[PROVIDED DATA]:
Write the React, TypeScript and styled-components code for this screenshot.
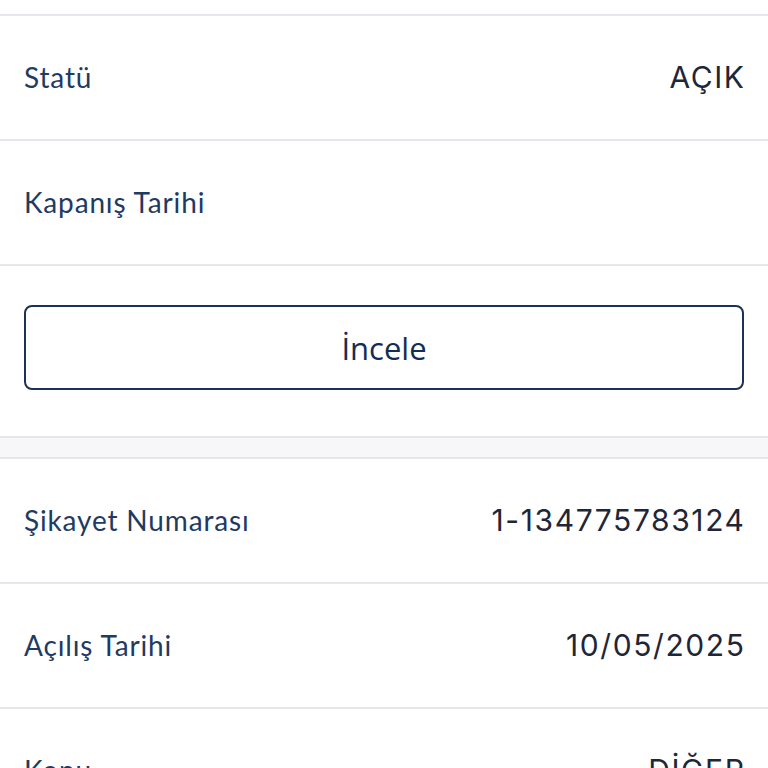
import React from "react";
import styled, { createGlobalStyle } from "styled-components";

const GlobalStyle = createGlobalStyle`
  html, body {
    margin: 0;
    padding: 0;
    background: #ffffff;
    overflow: hidden;
  }
`;

const Page = styled.div`
  width: 768px;
  height: 768px;
  overflow: hidden;
  background: #ffffff;
  display: flex;
  flex-direction: column;
`;

const Card = styled.section<{ $offset?: number }>`
  display: flex;
  flex-direction: column;
  margin-top: ${(p) => p.$offset ?? 0}px;
  flex-shrink: 0;
`;

const Row = styled.div<{ $first?: boolean }>`
  height: 123px;
  padding: 0 24px;
  display: flex;
  align-items: center;
  justify-content: space-between;
  border-top: ${(p) => (p.$first ? "none" : "2px solid #e6e6ec")};
  flex-shrink: 0;
`;

const Label = styled.span`
  font-family: "Lato", "Open Sans", sans-serif;
  font-size: 28px;
  font-weight: 400;
  letter-spacing: 0.85px;
  color: #1f3a63;
  margin-top: -2px;
`;

const Value = styled.span`
  font-family: "Inter", "Open Sans", sans-serif;
  font-size: 30px;
  font-weight: 400;
  letter-spacing: 1.6px;
  margin-right: -1.6px;
  color: #1e2637;
  margin-top: -2px;
`;

const ActionArea = styled.div`
  border-top: 2px solid #e6e6ec;
  padding: 39px 24px 46px;
  flex-shrink: 0;
`;

const OutlineButton = styled.button`
  width: 100%;
  height: 85px;
  box-sizing: border-box;
  border: 2px solid #1b3157;
  border-radius: 8px;
  background: #ffffff;
  font-family: "Open Sans", "Noto Sans", sans-serif;
  font-size: 31px;
  color: #142d55;
  cursor: pointer;
`;

const Divider = styled.div`
  height: 19px;
  background: #f7f7f9;
  border-top: 2px solid #e6e6ec;
  border-bottom: 2px solid #e6e6ec;
  flex-shrink: 0;
`;

const topRows = [
  { label: "Statü", value: "AÇIK" },
  { label: "Kapanış Tarihi", value: "" },
];

const bottomRows = [
  { label: "Şikayet Numarası", value: "1-134775783124" },
  { label: "Açılış Tarihi", value: "10/05/2025" },
  { label: "Konu", value: "DİĞER" },
];

export default function App() {
  return (
    <>
      <GlobalStyle />
      <Page>
        <Card $offset={-111}>
          <Row />
          {topRows.map((r) => (
            <Row key={r.label}>
              <Label>{r.label}</Label>
              <Value>{r.value}</Value>
            </Row>
          ))}
          <ActionArea>
            <OutlineButton>İncele</OutlineButton>
          </ActionArea>
        </Card>
        <Divider />
        <Card>
          {bottomRows.map((r, i) => (
            <Row key={r.label} $first={i === 0}>
              <Label>{r.label}</Label>
              <Value>{r.value}</Value>
            </Row>
          ))}
        </Card>
      </Page>
    </>
  );
}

[TASK REQUIREMENTS]: Return the listing above unchanged, apart from dropping its pictures.

[OUTPUT]:
Write the React, TypeScript and styled-components code for this screenshot.
import React from "react";
import styled, { createGlobalStyle } from "styled-components";

const GlobalStyle = createGlobalStyle`
  html, body {
    margin: 0;
    padding: 0;
    background: #ffffff;
    overflow: hidden;
  }
`;

const Page = styled.div`
  width: 768px;
  height: 768px;
  overflow: hidden;
  background: #ffffff;
  display: flex;
  flex-direction: column;
`;

const Card = styled.section<{ $offset?: number }>`
  display: flex;
  flex-direction: column;
  margin-top: ${(p) => p.$offset ?? 0}px;
  flex-shrink: 0;
`;

const Row = styled.div<{ $first?: boolean }>`
  height: 123px;
  padding: 0 24px;
  display: flex;
  align-items: center;
  justify-content: space-between;
  border-top: ${(p) => (p.$first ? "none" : "2px solid #e6e6ec")};
  flex-shrink: 0;
`;

const Label = styled.span`
  font-family: "Lato", "Open Sans", sans-serif;
  font-size: 28px;
  font-weight: 400;
  letter-spacing: 0.85px;
  color: #1f3a63;
  margin-top: -2px;
`;

const Value = styled.span`
  font-family: "Inter", "Open Sans", sans-serif;
  font-size: 30px;
  font-weight: 400;
  letter-spacing: 1.6px;
  margin-right: -1.6px;
  color: #1e2637;
  margin-top: -2px;
`;

const ActionArea = styled.div`
  border-top: 2px solid #e6e6ec;
  padding: 39px 24px 46px;
  flex-shrink: 0;
`;

const OutlineButton = styled.button`
  width: 100%;
  height: 85px;
  box-sizing: border-box;
  border: 2px solid #1b3157;
  border-radius: 8px;
  background: #ffffff;
  font-family: "Open Sans", "Noto Sans", sans-serif;
  font-size: 31px;
  color: #142d55;
  cursor: pointer;
`;

const Divider = styled.div`
  height: 19px;
  background: #f7f7f9;
  border-top: 2px solid #e6e6ec;
  border-bottom: 2px solid #e6e6ec;
  flex-shrink: 0;
`;

const topRows = [
  { label: "Statü", value: "AÇIK" },
  { label: "Kapanış Tarihi", value: "" },
];

const bottomRows = [
  { label: "Şikayet Numarası", value: "1-134775783124" },
  { label: "Açılış Tarihi", value: "10/05/2025" },
  { label: "Konu", value: "DİĞER" },
];

export default function App() {
  return (
    <>
      <GlobalStyle />
      <Page>
        <Card $offset={-111}>
          <Row />
          {topRows.map((r) => (
            <Row key={r.label}>
              <Label>{r.label}</Label>
              <Value>{r.value}</Value>
            </Row>
          ))}
          <ActionArea>
            <OutlineButton>İncele</OutlineButton>
          </ActionArea>
        </Card>
        <Divider />
        <Card>
          {bottomRows.map((r, i) => (
            <Row key={r.label} $first={i === 0}>
              <Label>{r.label}</Label>
              <Value>{r.value}</Value>
            </Row>
          ))}
        </Card>
      </Page>
    </>
  );
}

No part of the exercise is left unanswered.